Mizeur disputes that characterization, noting her participation in fundraising events, testifying on behalf of the bill and delivering an emotional floor speech prior to the vote. Mizeur said she and the other seven openly gay and lesbian members of the state legislature devoted much of 2012 to the marriage cause.
“Each of us was working hard in our own way,” she said. “My entire public schedule was Question 6-related for months.”
With that fight over, she said the next job for the state’s LGBT advocates is to push for non-discrimination protections based on gender identity and to work on causes important to those who joined the coalition for marriage equality.
“It’s important for our community to be seen as coming together to work on issues that are outside LGBT priorities,” she said. “We only won Question 6 because we had an amazing coalition that crossed party lines, age, race. We can’t just be seen as fighting for this form of equality and turning a blind eye to other causes.” She cited hunger, school achievement gaps, living wage and reforming the criminal justice system as priorities.
Mizeur talks openly about her Catholic faith but said she did not encounter any anti-gay sermons over the marriage issue this year because she goes to parishes run by Jesuits who are more progressive. Despite the Catholic Church’s prominent role in funding anti-gay causes around the country, Mizeur contends it’s important not to abandon the church.

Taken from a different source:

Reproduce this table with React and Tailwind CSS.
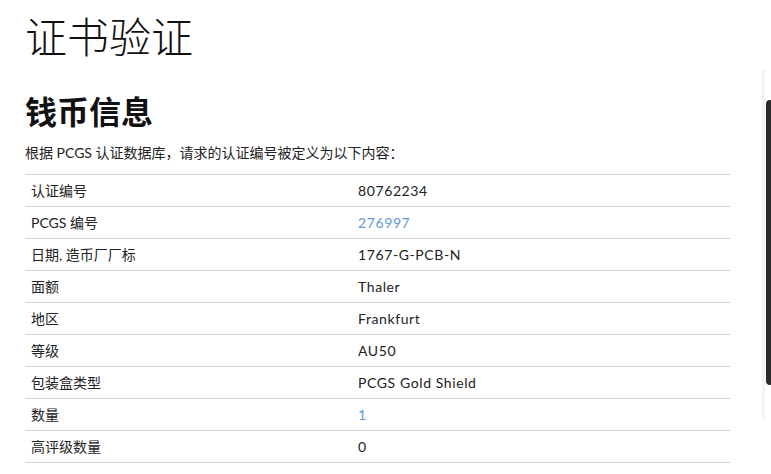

“We have to fight for change from within,” she said. “If all progressive Catholics left, there’d be no reason to live up to the church’s potential.”
Mizeur was raised in a tiny farming community in rural Illinois called Blue Mound, population 1,100. She’s from a fifth generation farming family, but her father was a factory worker and UAW member his entire career. She spent time with him on picket lines, which helped inspire her pursuit of public service.
The experience of walking picket lines “taught me the value of sacrifice and hard work and standing up for the courage of your convictions,” she said. “Catholic teachings on social justice also inspired me.”
Michael K. Lavers contributed to this report.